Ayer me sorprendió el tráfico a la vuelta de la tele, a la hora de comer. Después de una mañana pasada entre los electroduendes, a mí se me había olvidado que venía lo del puente de mayo. Se encaminaban las manadas de coches en dirección contraria a la ciudad, más que con un destino al que dirigirse. No se iban de puente, sino que huían de puente, me pareció. Y a lo mejor también aligeraban por si a los de arriba les daba por cortarnos otra vez la luz.
Se presiente disconformidad con la vida propia y cotidiana cuando, a la menor ocasión, se la abandona rumbo al atasco y a las estancias aeroportuarias. Un amigo me contaba ayer que ha tardado veinticuatro horas en llegar a Sevilla, va por trabajo, porque es él una de esas personas afectadas por el apagado del lunes.
Es fácil entender el deseo de viajar, de retornar a los pueblos, de ver a la familia, de pegarse un garbeo por una ruta campestre en condiciones, de ver otras cosas y de alejarse del asfalto, la prisa y el gentío. El problema es que si nos vamos todos al mismo tiempo nos estamos llevando a cuestas aquello que pretendemos dejar atrás.
Siempre que las circunstancias me lo han permitido, me ha encantado quedarme en Madrid durante los puentes y viajar luego, cuando no corresponde. Esto es complicado con un horario fijo, y con niños aún más, atados como están ellos a los períodos lectivos –puesto que la analfabetización también se programa en el calendario–.
Dónde van los que se van. Quizá, a prepararse para el regreso. Muchos, hacia una serie de diminutivos que, encadenados, marcan un tipo de individuo muy característico: playita, solecito, cervecita, calorcito, veranito, bañito… No sé si habéis coincidido con esas personas que empequeñecen aquello que les gusta. En el otro polo están los que toman un cervezón, agrandando el hecho.
Yo sigo laborando este puente, sobre el teclado y en la plaza de toros. Pero entre verbo y burel, seguiré buscando, como hago en cada época pseudovacacional, el Madrid desierto de los veranos de los ochenta, cuando el calor no nos alcanzaba porque no había empezado el cambio climático de la tele.

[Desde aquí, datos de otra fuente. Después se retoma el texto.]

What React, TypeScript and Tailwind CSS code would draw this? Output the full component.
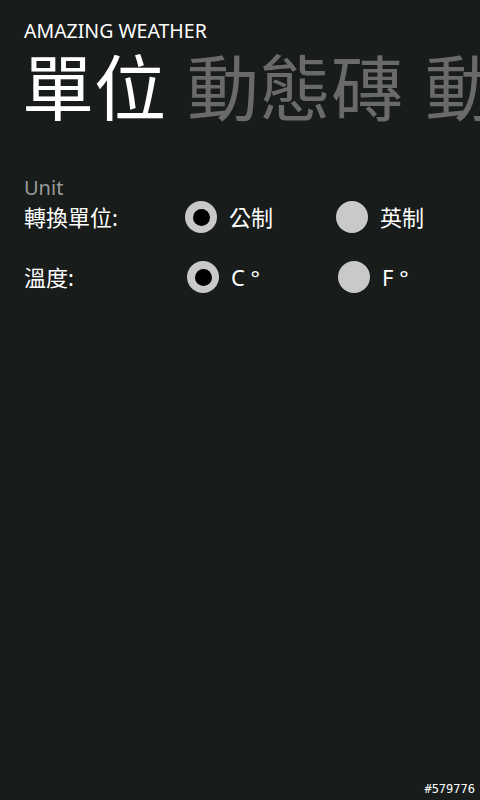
import React from "react";

const font = { fontFamily: '"Noto Sans", "Noto Sans CJK TC", sans-serif' };

function Radio({ checked }: { checked?: boolean }) {
  return (
    <span className="flex h-[32px] w-[32px] shrink-0 items-center justify-center rounded-full bg-[#c9c9c9]">
      {checked && <span className="h-[17px] w-[17px] rounded-full bg-black" />}
    </span>
  );
}

function Option({ checked, label }: { checked?: boolean; label: string }) {
  return (
    <div className="flex w-[151px] shrink-0 items-center gap-[12px]">
      <Radio checked={checked} />
      <span className="text-[22px] leading-none text-white">{label}</span>
    </div>
  );
}

export default function App() {
  return (
    <div
      className="relative h-[800px] w-[480px] overflow-hidden bg-[#181c1a] text-white"
      style={font}
    >
      <header className="pl-[24px] pt-[19px]">
        <div className="text-[19.5px] leading-[24px]">AMAZING WEATHER</div>
        <div className="-ml-[2px] mt-[6px] flex whitespace-nowrap text-[72px] leading-[76px]">
          <span className="shrink-0 text-white">單位</span>
          <span className="ml-[21px] shrink-0 text-[#6a6a6a]">動態磚</span>
          <span className="ml-[22px] shrink-0 text-[#6a6a6a]">動態磚</span>
        </div>
      </header>

      <section className="mt-[51px] pl-[24px]">
        <div className="text-[20px] leading-[24px] text-[#9b9b9b]">Unit</div>
        <div className="mt-[1px] flex h-[32px] items-center">
          <span className="w-[161px] shrink-0 text-[22px] leading-none">轉換單位:</span>
          <Option checked label="公制" />
          <Option label="英制" />
        </div>
        <div className="mt-[28px] flex h-[32px] items-center">
          <span className="w-[163px] shrink-0 text-[22px] leading-none">溫度:</span>
          <Option checked label="C °" />
          <Option label="F °" />
        </div>
      </section>

      <div
        className="absolute bottom-[2px] right-[5px] text-[12px] text-white"
        style={{ fontFamily: '"DejaVu Sans Mono", monospace' }}
      >
        #579776
      </div>
    </div>
  );
}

Yo caminaba por aquel Madrid y me decía: de mayor, andaré por tales calles, entraré en estos bares, visitaré museos… Pero creces, te reproduces y corres el riesgo de olvidar que tu propósito era vagar sin rumbo, soltándole la rienda a Rocinante.
A la que te descuidas, te has ido de puente sin querer, acarreando maletas, sufriendo retenciones, y andas por ahí en cualquier sitio con tus compañeros de oficina, que han salido como tú a olvidar a los demás. El problema es que los demás son ellos mismos, compartiendo playita, piscinita y solecito.
Es evidente que si se pudiese elegir no se producirían migraciones masivas de ciudadanos despavoridos escapando de sus barrios. Se haría de forma escalonada o al antojo de cada cual. Y comprendo que si tienes cuatro días y sólo esos cuatro días, no te queda otra. Lo que digo es que estos movimientos simultáneos, con no sé cuántos millones de desplazamientos, se parecen sospechosamente a cuando el pastor lleva a su rebaño al verdeo de verano. Son puentes de ida y vuelta. De vuelta al hogar del que se huye. De regreso al trabajo del que se descansa el Día del Trabajo. ¿Y si eso también está programado, como tantas otras cosas? De lo que habría que huir, en tal caso, sería de la propia huida.